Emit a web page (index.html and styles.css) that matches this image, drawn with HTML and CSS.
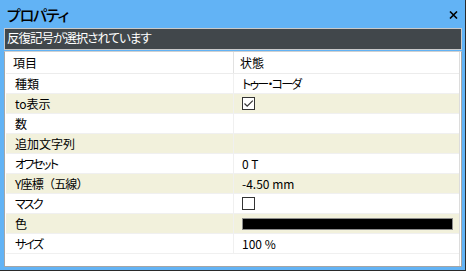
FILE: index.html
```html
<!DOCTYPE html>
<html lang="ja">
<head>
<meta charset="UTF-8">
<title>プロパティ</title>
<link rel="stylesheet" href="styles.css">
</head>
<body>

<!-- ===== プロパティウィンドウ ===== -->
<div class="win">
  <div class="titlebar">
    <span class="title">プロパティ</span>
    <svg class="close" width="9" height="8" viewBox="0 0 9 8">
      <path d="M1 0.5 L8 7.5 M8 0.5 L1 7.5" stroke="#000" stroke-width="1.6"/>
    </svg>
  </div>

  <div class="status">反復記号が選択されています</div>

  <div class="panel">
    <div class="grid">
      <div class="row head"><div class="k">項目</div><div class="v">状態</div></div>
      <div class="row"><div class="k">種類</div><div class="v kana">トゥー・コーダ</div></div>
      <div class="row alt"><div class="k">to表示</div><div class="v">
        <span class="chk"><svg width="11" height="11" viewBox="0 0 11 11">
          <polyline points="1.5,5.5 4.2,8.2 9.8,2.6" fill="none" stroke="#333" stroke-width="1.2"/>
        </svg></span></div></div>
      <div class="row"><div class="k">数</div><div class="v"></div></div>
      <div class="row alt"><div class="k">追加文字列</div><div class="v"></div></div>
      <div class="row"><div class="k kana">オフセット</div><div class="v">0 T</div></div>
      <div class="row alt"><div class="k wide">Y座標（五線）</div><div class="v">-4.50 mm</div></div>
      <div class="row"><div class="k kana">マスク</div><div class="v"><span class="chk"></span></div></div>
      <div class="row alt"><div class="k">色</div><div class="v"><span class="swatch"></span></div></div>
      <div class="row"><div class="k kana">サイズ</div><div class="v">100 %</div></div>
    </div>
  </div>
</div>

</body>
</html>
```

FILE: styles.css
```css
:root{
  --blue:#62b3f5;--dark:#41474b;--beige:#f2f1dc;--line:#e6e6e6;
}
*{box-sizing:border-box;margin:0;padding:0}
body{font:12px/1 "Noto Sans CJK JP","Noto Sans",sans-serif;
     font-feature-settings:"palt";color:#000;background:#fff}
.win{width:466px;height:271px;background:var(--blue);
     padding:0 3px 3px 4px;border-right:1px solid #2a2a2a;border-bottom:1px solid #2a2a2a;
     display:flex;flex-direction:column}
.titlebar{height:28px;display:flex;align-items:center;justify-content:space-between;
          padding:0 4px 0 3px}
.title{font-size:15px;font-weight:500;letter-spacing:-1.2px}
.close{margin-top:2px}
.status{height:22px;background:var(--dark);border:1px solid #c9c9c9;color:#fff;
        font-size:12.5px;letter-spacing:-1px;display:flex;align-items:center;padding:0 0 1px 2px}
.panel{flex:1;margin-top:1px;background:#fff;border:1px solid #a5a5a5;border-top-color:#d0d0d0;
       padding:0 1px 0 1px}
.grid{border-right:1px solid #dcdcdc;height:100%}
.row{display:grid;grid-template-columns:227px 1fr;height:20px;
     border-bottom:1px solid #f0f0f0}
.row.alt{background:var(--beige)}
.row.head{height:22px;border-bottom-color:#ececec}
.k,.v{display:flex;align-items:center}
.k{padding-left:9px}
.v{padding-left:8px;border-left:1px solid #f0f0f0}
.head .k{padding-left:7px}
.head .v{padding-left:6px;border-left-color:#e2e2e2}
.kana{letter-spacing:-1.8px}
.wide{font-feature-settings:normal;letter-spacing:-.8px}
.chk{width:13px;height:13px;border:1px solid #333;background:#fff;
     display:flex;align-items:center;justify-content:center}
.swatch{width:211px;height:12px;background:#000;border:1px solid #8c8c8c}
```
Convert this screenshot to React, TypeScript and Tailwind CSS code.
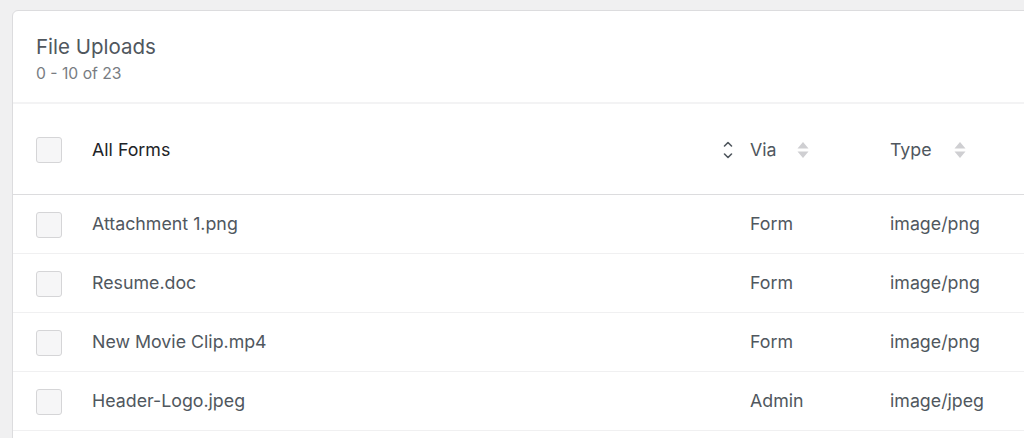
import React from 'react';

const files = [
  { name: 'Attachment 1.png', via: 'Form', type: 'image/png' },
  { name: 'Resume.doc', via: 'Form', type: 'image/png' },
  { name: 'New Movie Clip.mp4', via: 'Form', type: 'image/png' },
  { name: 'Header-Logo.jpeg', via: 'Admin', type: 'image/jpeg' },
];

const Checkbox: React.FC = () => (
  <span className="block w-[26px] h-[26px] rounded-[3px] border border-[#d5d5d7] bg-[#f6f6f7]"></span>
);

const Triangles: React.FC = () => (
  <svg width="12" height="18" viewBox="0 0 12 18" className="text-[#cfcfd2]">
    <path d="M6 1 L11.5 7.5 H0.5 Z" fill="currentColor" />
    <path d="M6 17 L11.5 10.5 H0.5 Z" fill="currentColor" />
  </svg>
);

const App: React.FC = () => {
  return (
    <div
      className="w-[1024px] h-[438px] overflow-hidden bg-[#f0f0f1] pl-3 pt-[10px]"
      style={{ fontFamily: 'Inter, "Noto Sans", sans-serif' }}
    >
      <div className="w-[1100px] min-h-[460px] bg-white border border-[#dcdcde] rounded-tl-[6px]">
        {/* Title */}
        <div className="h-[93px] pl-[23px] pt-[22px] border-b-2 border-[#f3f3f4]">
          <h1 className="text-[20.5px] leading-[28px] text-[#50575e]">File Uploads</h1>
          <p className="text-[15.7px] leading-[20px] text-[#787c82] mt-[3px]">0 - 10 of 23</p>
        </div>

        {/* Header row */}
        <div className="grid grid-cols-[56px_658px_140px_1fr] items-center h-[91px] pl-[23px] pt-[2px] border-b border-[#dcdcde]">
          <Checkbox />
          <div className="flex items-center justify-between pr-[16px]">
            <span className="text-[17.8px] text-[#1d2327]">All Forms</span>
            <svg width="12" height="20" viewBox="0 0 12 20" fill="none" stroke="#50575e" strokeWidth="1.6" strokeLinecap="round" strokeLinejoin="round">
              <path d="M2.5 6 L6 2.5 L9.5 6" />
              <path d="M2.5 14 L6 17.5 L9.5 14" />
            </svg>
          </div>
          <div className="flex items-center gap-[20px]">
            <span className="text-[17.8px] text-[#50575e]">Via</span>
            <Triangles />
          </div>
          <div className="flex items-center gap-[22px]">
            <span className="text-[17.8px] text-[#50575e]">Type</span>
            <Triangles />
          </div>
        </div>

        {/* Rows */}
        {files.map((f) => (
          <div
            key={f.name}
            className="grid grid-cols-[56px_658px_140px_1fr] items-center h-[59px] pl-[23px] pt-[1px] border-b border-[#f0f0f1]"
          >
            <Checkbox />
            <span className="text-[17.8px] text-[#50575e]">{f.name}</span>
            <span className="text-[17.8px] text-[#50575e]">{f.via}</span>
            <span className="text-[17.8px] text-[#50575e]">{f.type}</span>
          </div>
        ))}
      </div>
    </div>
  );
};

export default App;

□ □ □ □ □

## Exercise instructions
All of the material above is to be copied exactly, except for its images.

## The answer
Emit a web page (index.html and styles.css) that matches this image, drawn with HTML and CSS.
FILE: index.html
```html
<!DOCTYPE html>
<html lang="ja">
<head>
<meta charset="UTF-8">
<title>プロパティ</title>
<link rel="stylesheet" href="styles.css">
</head>
<body>

<!-- ===== プロパティウィンドウ ===== -->
<div class="win">
  <div class="titlebar">
    <span class="title">プロパティ</span>
    <svg class="close" width="9" height="8" viewBox="0 0 9 8">
      <path d="M1 0.5 L8 7.5 M8 0.5 L1 7.5" stroke="#000" stroke-width="1.6"/>
    </svg>
  </div>

  <div class="status">反復記号が選択されています</div>

  <div class="panel">
    <div class="grid">
      <div class="row head"><div class="k">項目</div><div class="v">状態</div></div>
      <div class="row"><div class="k">種類</div><div class="v kana">トゥー・コーダ</div></div>
      <div class="row alt"><div class="k">to表示</div><div class="v">
        <span class="chk"><svg width="11" height="11" viewBox="0 0 11 11">
          <polyline points="1.5,5.5 4.2,8.2 9.8,2.6" fill="none" stroke="#333" stroke-width="1.2"/>
        </svg></span></div></div>
      <div class="row"><div class="k">数</div><div class="v"></div></div>
      <div class="row alt"><div class="k">追加文字列</div><div class="v"></div></div>
      <div class="row"><div class="k kana">オフセット</div><div class="v">0 T</div></div>
      <div class="row alt"><div class="k wide">Y座標（五線）</div><div class="v">-4.50 mm</div></div>
      <div class="row"><div class="k kana">マスク</div><div class="v"><span class="chk"></span></div></div>
      <div class="row alt"><div class="k">色</div><div class="v"><span class="swatch"></span></div></div>
      <div class="row"><div class="k kana">サイズ</div><div class="v">100 %</div></div>
    </div>
  </div>
</div>

</body>
</html>
```

FILE: styles.css
```css
:root{
  --blue:#62b3f5;--dark:#41474b;--beige:#f2f1dc;--line:#e6e6e6;
}
*{box-sizing:border-box;margin:0;padding:0}
body{font:12px/1 "Noto Sans CJK JP","Noto Sans",sans-serif;
     font-feature-settings:"palt";color:#000;background:#fff}
.win{width:466px;height:271px;background:var(--blue);
     padding:0 3px 3px 4px;border-right:1px solid #2a2a2a;border-bottom:1px solid #2a2a2a;
     display:flex;flex-direction:column}
.titlebar{height:28px;display:flex;align-items:center;justify-content:space-between;
          padding:0 4px 0 3px}
.title{font-size:15px;font-weight:500;letter-spacing:-1.2px}
.close{margin-top:2px}
.status{height:22px;background:var(--dark);border:1px solid #c9c9c9;color:#fff;
        font-size:12.5px;letter-spacing:-1px;display:flex;align-items:center;padding:0 0 1px 2px}
.panel{flex:1;margin-top:1px;background:#fff;border:1px solid #a5a5a5;border-top-color:#d0d0d0;
       padding:0 1px 0 1px}
.grid{border-right:1px solid #dcdcdc;height:100%}
.row{display:grid;grid-template-columns:227px 1fr;height:20px;
     border-bottom:1px solid #f0f0f0}
.row.alt{background:var(--beige)}
.row.head{height:22px;border-bottom-color:#ececec}
.k,.v{display:flex;align-items:center}
.k{padding-left:9px}
.v{padding-left:8px;border-left:1px solid #f0f0f0}
.head .k{padding-left:7px}
.head .v{padding-left:6px;border-left-color:#e2e2e2}
.kana{letter-spacing:-1.8px}
.wide{font-feature-settings:normal;letter-spacing:-.8px}
.chk{width:13px;height:13px;border:1px solid #333;background:#fff;
     display:flex;align-items:center;justify-content:center}
.swatch{width:211px;height:12px;background:#000;border:1px solid #8c8c8c}
```
Convert this screenshot to React, TypeScript and Tailwind CSS code.
import React from 'react';

const files = [
  { name: 'Attachment 1.png', via: 'Form', type: 'image/png' },
  { name: 'Resume.doc', via: 'Form', type: 'image/png' },
  { name: 'New Movie Clip.mp4', via: 'Form', type: 'image/png' },
  { name: 'Header-Logo.jpeg', via: 'Admin', type: 'image/jpeg' },
];

const Checkbox: React.FC = () => (
  <span className="block w-[26px] h-[26px] rounded-[3px] border border-[#d5d5d7] bg-[#f6f6f7]"></span>
);

const Triangles: React.FC = () => (
  <svg width="12" height="18" viewBox="0 0 12 18" className="text-[#cfcfd2]">
    <path d="M6 1 L11.5 7.5 H0.5 Z" fill="currentColor" />
    <path d="M6 17 L11.5 10.5 H0.5 Z" fill="currentColor" />
  </svg>
);

const App: React.FC = () => {
  return (
    <div
      className="w-[1024px] h-[438px] overflow-hidden bg-[#f0f0f1] pl-3 pt-[10px]"
      style={{ fontFamily: 'Inter, "Noto Sans", sans-serif' }}
    >
      <div className="w-[1100px] min-h-[460px] bg-white border border-[#dcdcde] rounded-tl-[6px]">
        {/* Title */}
        <div className="h-[93px] pl-[23px] pt-[22px] border-b-2 border-[#f3f3f4]">
          <h1 className="text-[20.5px] leading-[28px] text-[#50575e]">File Uploads</h1>
          <p className="text-[15.7px] leading-[20px] text-[#787c82] mt-[3px]">0 - 10 of 23</p>
        </div>

        {/* Header row */}
        <div className="grid grid-cols-[56px_658px_140px_1fr] items-center h-[91px] pl-[23px] pt-[2px] border-b border-[#dcdcde]">
          <Checkbox />
          <div className="flex items-center justify-between pr-[16px]">
            <span className="text-[17.8px] text-[#1d2327]">All Forms</span>
            <svg width="12" height="20" viewBox="0 0 12 20" fill="none" stroke="#50575e" strokeWidth="1.6" strokeLinecap="round" strokeLinejoin="round">
              <path d="M2.5 6 L6 2.5 L9.5 6" />
              <path d="M2.5 14 L6 17.5 L9.5 14" />
            </svg>
          </div>
          <div className="flex items-center gap-[20px]">
            <span className="text-[17.8px] text-[#50575e]">Via</span>
            <Triangles />
          </div>
          <div className="flex items-center gap-[22px]">
            <span className="text-[17.8px] text-[#50575e]">Type</span>
            <Triangles />
          </div>
        </div>

        {/* Rows */}
        {files.map((f) => (
          <div
            key={f.name}
            className="grid grid-cols-[56px_658px_140px_1fr] items-center h-[59px] pl-[23px] pt-[1px] border-b border-[#f0f0f1]"
          >
            <Checkbox />
            <span className="text-[17.8px] text-[#50575e]">{f.name}</span>
            <span className="text-[17.8px] text-[#50575e]">{f.via}</span>
            <span className="text-[17.8px] text-[#50575e]">{f.type}</span>
          </div>
        ))}
      </div>
    </div>
  );
};

export default App;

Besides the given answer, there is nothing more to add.